PROVIDED INFORMATION |
━━━━━━━━
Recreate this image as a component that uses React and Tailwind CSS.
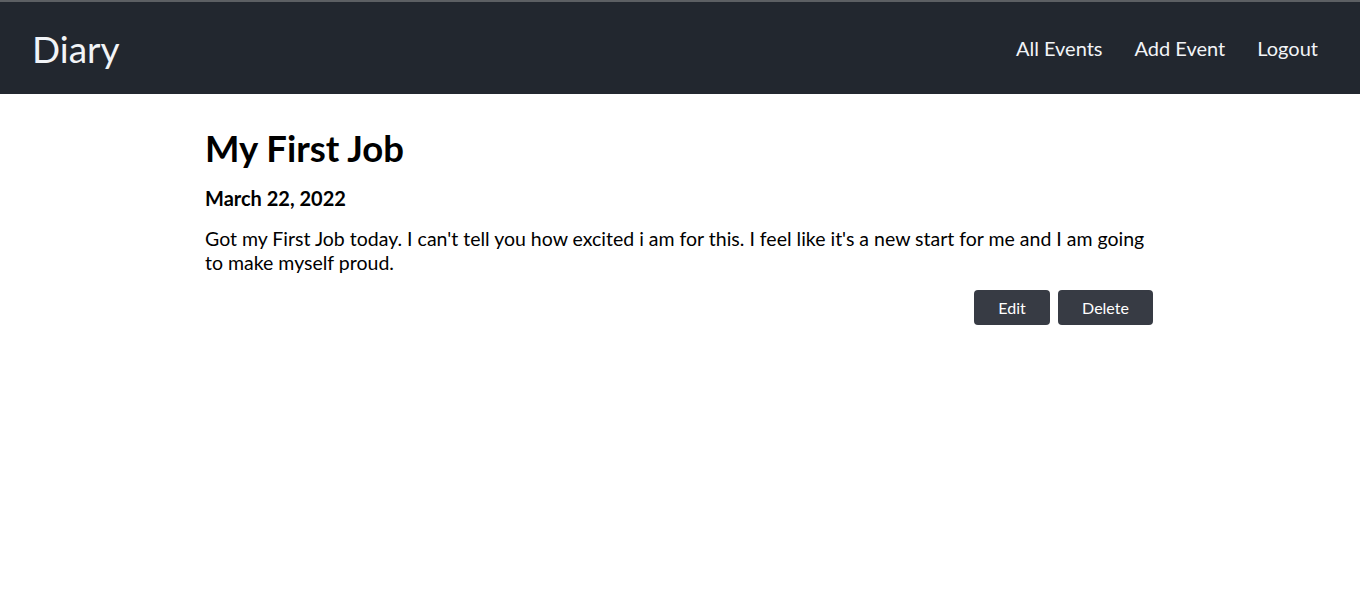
export default function App() {
  return (
    <div className="min-h-screen bg-white" style={{ fontFamily: "Lato, 'Noto Sans', sans-serif" }}>
      <div className="h-[2px] bg-[#5c5f63]" />
      <nav className="h-[92px] bg-[#22272f] flex items-center justify-between pl-[32px] pr-[42px]">
        <span className="text-[37px] text-[#f2f4f7] leading-none">Diary</span>
        <div className="flex items-center gap-[32px] text-[20px] text-[#f2f4f7]">
          <a>All Events</a>
          <a>Add Event</a>
          <a>Logout</a>
        </div>
      </nav>
      <main className="w-[950px] mx-auto pt-[31px] text-black">
        <h1 className="text-[36.5px] font-bold leading-[46px]">My First Job</h1>
        <h2 className="text-[20px] font-bold mt-[15px] leading-[24px]">March 22, 2022</h2>
        <p className="text-[19.5px] mt-[17px] leading-[24px]">
          Got my First Job today. I can't tell you how excited i am for this. I feel like it's a new start for me and I am going to make myself proud.
        </p>
        <div className="flex justify-end gap-[8px] mt-[15px] mr-[2px]">
          <button className="w-[76px] h-[35px] bg-[#373b44] text-white text-[16px] rounded-[4px]">Edit</button>
          <button className="w-[95px] h-[35px] bg-[#373b44] text-white text-[16px] rounded-[4px]">Delete</button>
        </div>
      </main>
    </div>
  );
}
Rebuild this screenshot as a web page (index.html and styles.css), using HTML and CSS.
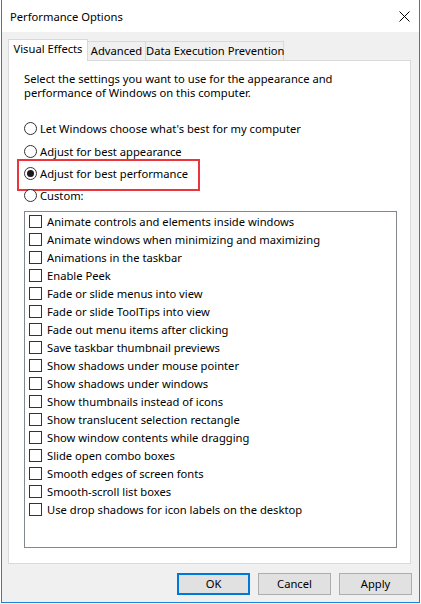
FILE: index.html
```html
<!DOCTYPE html>
<html>
<head>
<meta charset="utf-8">
<title>Performance Options</title>
<link rel="stylesheet" href="styles.css">
</head>
<body>
<div class="window">
  <div class="titlebar">
    <span class="title">Performance Options</span>
    <svg class="close" width="11" height="11" viewBox="0 0 11 11"><path d="M0.5 0.5 L10.5 10.5 M10.5 0.5 L0.5 10.5" stroke="#000" stroke-width="1" fill="none"/></svg>
  </div>
  <div class="content">
    <div class="tabs">
      <div class="tab active">Visual Effects</div>
      <div class="tab t-adv">Advanced</div>
      <div class="tab t-dep">Data Execution Prevention</div>
    </div>
    <div class="panel">
      <p class="intro">Select the settings you want to use for the appearance and<br>performance of Windows on this computer.</p>
      <div class="radios">
        <div class="radio"><span class="rb"></span>Let Windows choose what's best for my computer</div>
        <div class="radio second"><span class="rb"></span>Adjust for best appearance</div>
        <div class="radio hl"><span class="rb on"></span>Adjust for best performance</div>
        <div class="radio"><span class="rb"></span>Custom:</div>
      </div>
      <div class="list">
        <div class="row"><span class="cb"></span>Animate controls and elements inside windows</div>
        <div class="row"><span class="cb"></span>Animate windows when minimizing and maximizing</div>
        <div class="row"><span class="cb"></span>Animations in the taskbar</div>
        <div class="row"><span class="cb"></span>Enable Peek</div>
        <div class="row"><span class="cb"></span>Fade or slide menus into view</div>
        <div class="row"><span class="cb"></span>Fade or slide ToolTips into view</div>
        <div class="row"><span class="cb"></span>Fade out menu items after clicking</div>
        <div class="row"><span class="cb"></span>Save taskbar thumbnail previews</div>
        <div class="row"><span class="cb"></span>Show shadows under mouse pointer</div>
        <div class="row"><span class="cb"></span>Show shadows under windows</div>
        <div class="row"><span class="cb"></span>Show thumbnails instead of icons</div>
        <div class="row"><span class="cb"></span>Show translucent selection rectangle</div>
        <div class="row"><span class="cb"></span>Show window contents while dragging</div>
        <div class="row"><span class="cb"></span>Slide open combo boxes</div>
        <div class="row"><span class="cb"></span>Smooth edges of screen fonts</div>
        <div class="row"><span class="cb"></span>Smooth-scroll list boxes</div>
        <div class="row"><span class="cb"></span>Use drop shadows for icon labels on the desktop</div>
      </div>
    </div>
    <div class="buttons">
      <div class="btn default">OK</div>
      <div class="btn">Cancel</div>
      <div class="btn">Apply</div>
    </div>
  </div>
</div>
</body>
</html>
```
FILE: styles.css
```css
* { box-sizing: border-box; }
html, body { margin: 0; padding: 0; background: #fff; }
body {
  font-family: "Noto Sans", "Segoe UI", sans-serif;
  font-size: 11.2px;
  color: #000;
}
.window {
  margin-left: 1px;
  width: 419px;
  height: 603px;
  border: 1px solid #1883d7;
  border-top: none;
  background: #f0f0f0;
  display: flex;
  flex-direction: column;
}
.titlebar {
  height: 32px;
  flex: none;
  background: #fff;
  display: flex;
  align-items: center;
  justify-content: space-between;
  padding: 0 9px 0 8px;
}
.title { line-height: 16px; padding-top: 1px; }
.close { display: block; }
.content { padding: 7px 8px 0 6px; }
.tabs {
  display: flex;
  align-items: flex-end;
  height: 21px;
}
.tab {
  height: 19px;
  border: 1px solid #d9d9d9;
  border-bottom: none;
  border-left: none;
  background: #f0f0f0;
  line-height: 18px;
  text-align: center;
  white-space: nowrap;
}
.tab.active {
  width: 80px;
  height: 22px;
  margin-bottom: -1px;
  border-left: 1px solid #d9d9d9;
  background: #fff;
  position: relative;
  z-index: 1;
}
.t-adv { width: 58px; }
.t-dep { width: 138px; }
.panel {
  width: 403px;
  height: 504px;
  background: #fff;
  border: 1px solid #d9d9d9;
  padding: 11px 0 0 15px;
}
.intro { margin: 0; line-height: 14px; }
.radios { margin-top: 17px; }
.radio {
  height: 22px;
  display: flex;
  align-items: center;
  white-space: nowrap;
}
.radio.second { margin-top: 1px; }
.radio.hl { position: relative; }
.radio.hl::before {
  content: "";
  position: absolute;
  left: -7px;
  top: -3px;
  width: 179px;
  height: 28px;
  border: 2px solid #e9353b;
}
.rb {
  width: 13px;
  height: 13px;
  border: 1px solid #333;
  border-radius: 50%;
  background: #fff;
  margin-right: 3px;
  flex: none;
  position: relative;
}
.rb.on::after {
  content: "";
  position: absolute;
  left: 2px;
  top: 2px;
  width: 7px;
  height: 7px;
  border-radius: 50%;
  background: #1a1a1a;
}
.list {
  margin-top: 5px;
  width: 373px;
  height: 337px;
  border: 1px solid #828790;
  padding: 0 0 0 4px;
}
.row {
  height: 18px;
  display: flex;
  align-items: center;
  white-space: nowrap;
}
.cb {
  width: 13px;
  height: 13px;
  border: 1px solid #333;
  background: #fff;
  margin-right: 5px;
  flex: none;
}
.buttons {
  display: flex;
  justify-content: flex-end;
  gap: 8px;
  margin-top: 9px;
  margin-right: -1px;
}
.btn {
  width: 73px;
  height: 22px;
  background: #e1e1e1;
  border: 1px solid #adadad;
  display: flex;
  align-items: center;
  justify-content: center;
  padding-bottom: 1px;
}
.btn.default { border: 2px solid #0078d7; }
```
━━━━━━━━
WHAT IS NEEDED | Repeat the material above verbatim. Leave the pictures behind.

WRITTEN SOLUTION |
Recreate this image as a component that uses React and Tailwind CSS.
export default function App() {
  return (
    <div className="min-h-screen bg-white" style={{ fontFamily: "Lato, 'Noto Sans', sans-serif" }}>
      <div className="h-[2px] bg-[#5c5f63]" />
      <nav className="h-[92px] bg-[#22272f] flex items-center justify-between pl-[32px] pr-[42px]">
        <span className="text-[37px] text-[#f2f4f7] leading-none">Diary</span>
        <div className="flex items-center gap-[32px] text-[20px] text-[#f2f4f7]">
          <a>All Events</a>
          <a>Add Event</a>
          <a>Logout</a>
        </div>
      </nav>
      <main className="w-[950px] mx-auto pt-[31px] text-black">
        <h1 className="text-[36.5px] font-bold leading-[46px]">My First Job</h1>
        <h2 className="text-[20px] font-bold mt-[15px] leading-[24px]">March 22, 2022</h2>
        <p className="text-[19.5px] mt-[17px] leading-[24px]">
          Got my First Job today. I can't tell you how excited i am for this. I feel like it's a new start for me and I am going to make myself proud.
        </p>
        <div className="flex justify-end gap-[8px] mt-[15px] mr-[2px]">
          <button className="w-[76px] h-[35px] bg-[#373b44] text-white text-[16px] rounded-[4px]">Edit</button>
          <button className="w-[95px] h-[35px] bg-[#373b44] text-white text-[16px] rounded-[4px]">Delete</button>
        </div>
      </main>
    </div>
  );
}
Rebuild this screenshot as a web page (index.html and styles.css), using HTML and CSS.
FILE: index.html
```html
<!DOCTYPE html>
<html>
<head>
<meta charset="utf-8">
<title>Performance Options</title>
<link rel="stylesheet" href="styles.css">
</head>
<body>
<div class="window">
  <div class="titlebar">
    <span class="title">Performance Options</span>
    <svg class="close" width="11" height="11" viewBox="0 0 11 11"><path d="M0.5 0.5 L10.5 10.5 M10.5 0.5 L0.5 10.5" stroke="#000" stroke-width="1" fill="none"/></svg>
  </div>
  <div class="content">
    <div class="tabs">
      <div class="tab active">Visual Effects</div>
      <div class="tab t-adv">Advanced</div>
      <div class="tab t-dep">Data Execution Prevention</div>
    </div>
    <div class="panel">
      <p class="intro">Select the settings you want to use for the appearance and<br>performance of Windows on this computer.</p>
      <div class="radios">
        <div class="radio"><span class="rb"></span>Let Windows choose what's best for my computer</div>
        <div class="radio second"><span class="rb"></span>Adjust for best appearance</div>
        <div class="radio hl"><span class="rb on"></span>Adjust for best performance</div>
        <div class="radio"><span class="rb"></span>Custom:</div>
      </div>
      <div class="list">
        <div class="row"><span class="cb"></span>Animate controls and elements inside windows</div>
        <div class="row"><span class="cb"></span>Animate windows when minimizing and maximizing</div>
        <div class="row"><span class="cb"></span>Animations in the taskbar</div>
        <div class="row"><span class="cb"></span>Enable Peek</div>
        <div class="row"><span class="cb"></span>Fade or slide menus into view</div>
        <div class="row"><span class="cb"></span>Fade or slide ToolTips into view</div>
        <div class="row"><span class="cb"></span>Fade out menu items after clicking</div>
        <div class="row"><span class="cb"></span>Save taskbar thumbnail previews</div>
        <div class="row"><span class="cb"></span>Show shadows under mouse pointer</div>
        <div class="row"><span class="cb"></span>Show shadows under windows</div>
        <div class="row"><span class="cb"></span>Show thumbnails instead of icons</div>
        <div class="row"><span class="cb"></span>Show translucent selection rectangle</div>
        <div class="row"><span class="cb"></span>Show window contents while dragging</div>
        <div class="row"><span class="cb"></span>Slide open combo boxes</div>
        <div class="row"><span class="cb"></span>Smooth edges of screen fonts</div>
        <div class="row"><span class="cb"></span>Smooth-scroll list boxes</div>
        <div class="row"><span class="cb"></span>Use drop shadows for icon labels on the desktop</div>
      </div>
    </div>
    <div class="buttons">
      <div class="btn default">OK</div>
      <div class="btn">Cancel</div>
      <div class="btn">Apply</div>
    </div>
  </div>
</div>
</body>
</html>
```
FILE: styles.css
```css
* { box-sizing: border-box; }
html, body { margin: 0; padding: 0; background: #fff; }
body {
  font-family: "Noto Sans", "Segoe UI", sans-serif;
  font-size: 11.2px;
  color: #000;
}
.window {
  margin-left: 1px;
  width: 419px;
  height: 603px;
  border: 1px solid #1883d7;
  border-top: none;
  background: #f0f0f0;
  display: flex;
  flex-direction: column;
}
.titlebar {
  height: 32px;
  flex: none;
  background: #fff;
  display: flex;
  align-items: center;
  justify-content: space-between;
  padding: 0 9px 0 8px;
}
.title { line-height: 16px; padding-top: 1px; }
.close { display: block; }
.content { padding: 7px 8px 0 6px; }
.tabs {
  display: flex;
  align-items: flex-end;
  height: 21px;
}
.tab {
  height: 19px;
  border: 1px solid #d9d9d9;
  border-bottom: none;
  border-left: none;
  background: #f0f0f0;
  line-height: 18px;
  text-align: center;
  white-space: nowrap;
}
.tab.active {
  width: 80px;
  height: 22px;
  margin-bottom: -1px;
  border-left: 1px solid #d9d9d9;
  background: #fff;
  position: relative;
  z-index: 1;
}
.t-adv { width: 58px; }
.t-dep { width: 138px; }
.panel {
  width: 403px;
  height: 504px;
  background: #fff;
  border: 1px solid #d9d9d9;
  padding: 11px 0 0 15px;
}
.intro { margin: 0; line-height: 14px; }
.radios { margin-top: 17px; }
.radio {
  height: 22px;
  display: flex;
  align-items: center;
  white-space: nowrap;
}
.radio.second { margin-top: 1px; }
.radio.hl { position: relative; }
.radio.hl::before {
  content: "";
  position: absolute;
  left: -7px;
  top: -3px;
  width: 179px;
  height: 28px;
  border: 2px solid #e9353b;
}
.rb {
  width: 13px;
  height: 13px;
  border: 1px solid #333;
  border-radius: 50%;
  background: #fff;
  margin-right: 3px;
  flex: none;
  position: relative;
}
.rb.on::after {
  content: "";
  position: absolute;
  left: 2px;
  top: 2px;
  width: 7px;
  height: 7px;
  border-radius: 50%;
  background: #1a1a1a;
}
.list {
  margin-top: 5px;
  width: 373px;
  height: 337px;
  border: 1px solid #828790;
  padding: 0 0 0 4px;
}
.row {
  height: 18px;
  display: flex;
  align-items: center;
  white-space: nowrap;
}
.cb {
  width: 13px;
  height: 13px;
  border: 1px solid #333;
  background: #fff;
  margin-right: 5px;
  flex: none;
}
.buttons {
  display: flex;
  justify-content: flex-end;
  gap: 8px;
  margin-top: 9px;
  margin-right: -1px;
}
.btn {
  width: 73px;
  height: 22px;
  background: #e1e1e1;
  border: 1px solid #adadad;
  display: flex;
  align-items: center;
  justify-content: center;
  padding-bottom: 1px;
}
.btn.default { border: 2px solid #0078d7; }
```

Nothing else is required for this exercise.